**Stated task:**
Images should be left out, and everything else in the listing reproduced exactly.

**Information provided:**
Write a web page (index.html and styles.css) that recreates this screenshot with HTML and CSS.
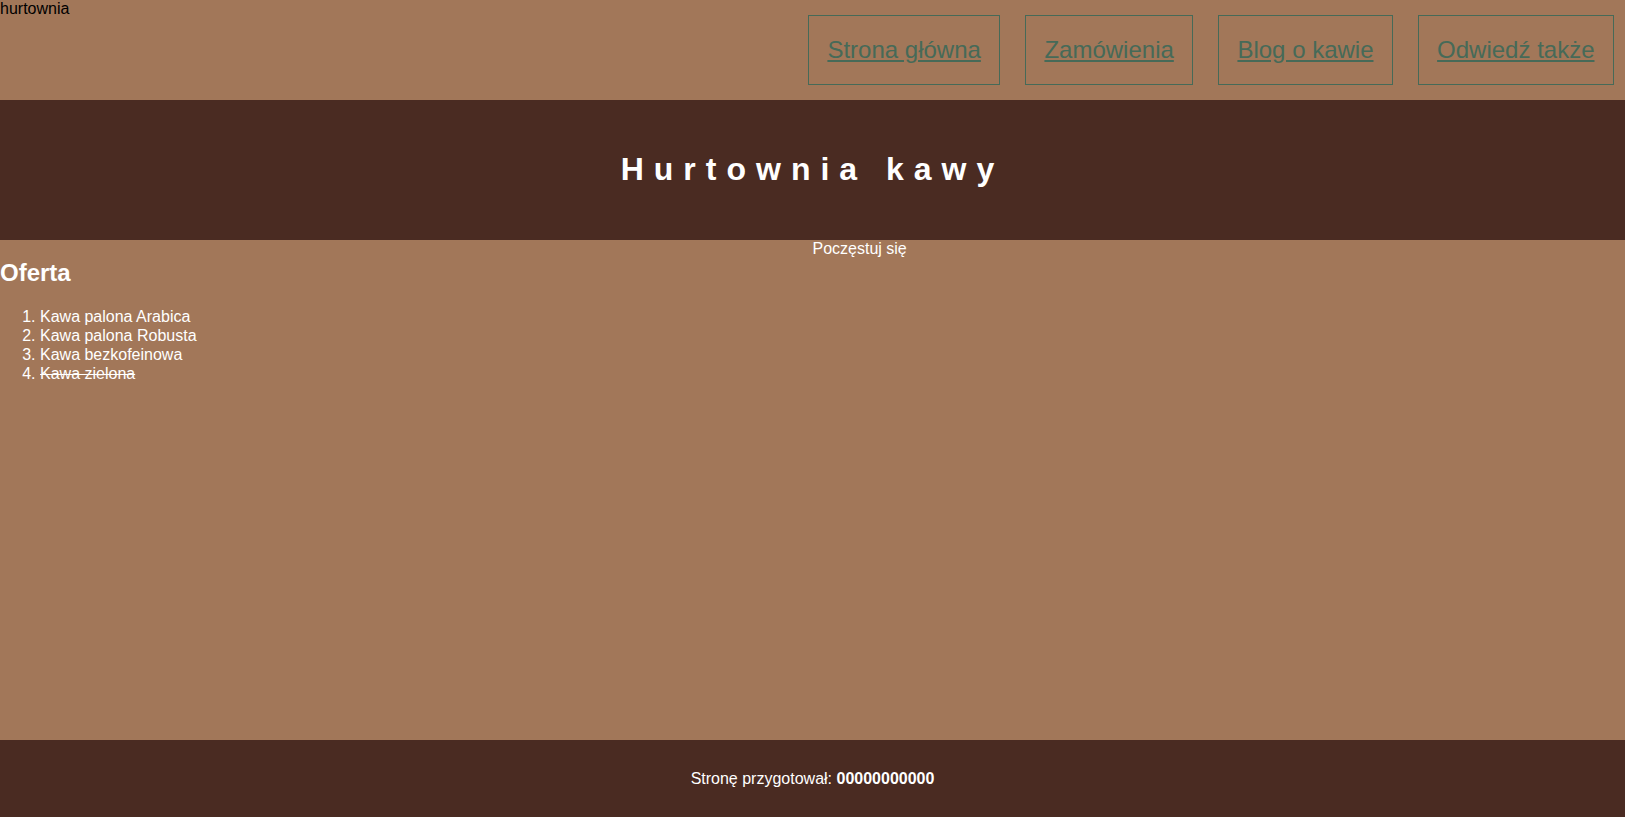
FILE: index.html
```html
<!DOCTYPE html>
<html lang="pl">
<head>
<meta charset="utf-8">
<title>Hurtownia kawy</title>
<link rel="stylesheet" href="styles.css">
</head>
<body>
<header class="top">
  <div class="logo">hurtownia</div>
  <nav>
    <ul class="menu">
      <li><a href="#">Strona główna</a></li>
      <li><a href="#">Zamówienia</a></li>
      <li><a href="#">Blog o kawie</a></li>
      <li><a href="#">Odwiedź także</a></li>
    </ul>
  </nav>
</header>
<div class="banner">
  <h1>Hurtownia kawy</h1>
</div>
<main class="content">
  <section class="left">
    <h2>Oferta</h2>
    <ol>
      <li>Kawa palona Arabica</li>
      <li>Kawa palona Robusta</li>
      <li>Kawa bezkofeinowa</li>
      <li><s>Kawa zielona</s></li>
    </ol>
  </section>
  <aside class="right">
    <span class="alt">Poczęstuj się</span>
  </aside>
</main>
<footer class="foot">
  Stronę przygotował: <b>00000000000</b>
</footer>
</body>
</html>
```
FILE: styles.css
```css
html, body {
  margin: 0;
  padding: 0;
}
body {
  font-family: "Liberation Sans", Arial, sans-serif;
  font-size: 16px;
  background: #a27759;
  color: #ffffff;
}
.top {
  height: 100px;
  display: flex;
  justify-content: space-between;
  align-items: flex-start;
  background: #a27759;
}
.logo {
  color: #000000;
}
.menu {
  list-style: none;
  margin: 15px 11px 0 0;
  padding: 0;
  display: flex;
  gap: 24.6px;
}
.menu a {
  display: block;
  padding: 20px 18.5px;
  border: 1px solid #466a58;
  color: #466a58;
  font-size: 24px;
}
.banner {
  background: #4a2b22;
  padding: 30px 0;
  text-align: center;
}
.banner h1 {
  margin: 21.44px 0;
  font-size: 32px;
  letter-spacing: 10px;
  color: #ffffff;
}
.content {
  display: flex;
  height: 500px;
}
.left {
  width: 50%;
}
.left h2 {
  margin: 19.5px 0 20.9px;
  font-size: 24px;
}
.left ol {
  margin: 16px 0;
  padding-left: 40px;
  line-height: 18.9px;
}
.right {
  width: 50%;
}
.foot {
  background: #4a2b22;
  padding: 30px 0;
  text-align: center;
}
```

**Result of the task:**
Write a web page (index.html and styles.css) that recreates this screenshot with HTML and CSS.
FILE: index.html
```html
<!DOCTYPE html>
<html lang="pl">
<head>
<meta charset="utf-8">
<title>Hurtownia kawy</title>
<link rel="stylesheet" href="styles.css">
</head>
<body>
<header class="top">
  <div class="logo">hurtownia</div>
  <nav>
    <ul class="menu">
      <li><a href="#">Strona główna</a></li>
      <li><a href="#">Zamówienia</a></li>
      <li><a href="#">Blog o kawie</a></li>
      <li><a href="#">Odwiedź także</a></li>
    </ul>
  </nav>
</header>
<div class="banner">
  <h1>Hurtownia kawy</h1>
</div>
<main class="content">
  <section class="left">
    <h2>Oferta</h2>
    <ol>
      <li>Kawa palona Arabica</li>
      <li>Kawa palona Robusta</li>
      <li>Kawa bezkofeinowa</li>
      <li><s>Kawa zielona</s></li>
    </ol>
  </section>
  <aside class="right">
    <span class="alt">Poczęstuj się</span>
  </aside>
</main>
<footer class="foot">
  Stronę przygotował: <b>00000000000</b>
</footer>
</body>
</html>
```
FILE: styles.css
```css
html, body {
  margin: 0;
  padding: 0;
}
body {
  font-family: "Liberation Sans", Arial, sans-serif;
  font-size: 16px;
  background: #a27759;
  color: #ffffff;
}
.top {
  height: 100px;
  display: flex;
  justify-content: space-between;
  align-items: flex-start;
  background: #a27759;
}
.logo {
  color: #000000;
}
.menu {
  list-style: none;
  margin: 15px 11px 0 0;
  padding: 0;
  display: flex;
  gap: 24.6px;
}
.menu a {
  display: block;
  padding: 20px 18.5px;
  border: 1px solid #466a58;
  color: #466a58;
  font-size: 24px;
}
.banner {
  background: #4a2b22;
  padding: 30px 0;
  text-align: center;
}
.banner h1 {
  margin: 21.44px 0;
  font-size: 32px;
  letter-spacing: 10px;
  color: #ffffff;
}
.content {
  display: flex;
  height: 500px;
}
.left {
  width: 50%;
}
.left h2 {
  margin: 19.5px 0 20.9px;
  font-size: 24px;
}
.left ol {
  margin: 16px 0;
  padding-left: 40px;
  line-height: 18.9px;
}
.right {
  width: 50%;
}
.foot {
  background: #4a2b22;
  padding: 30px 0;
  text-align: center;
}
```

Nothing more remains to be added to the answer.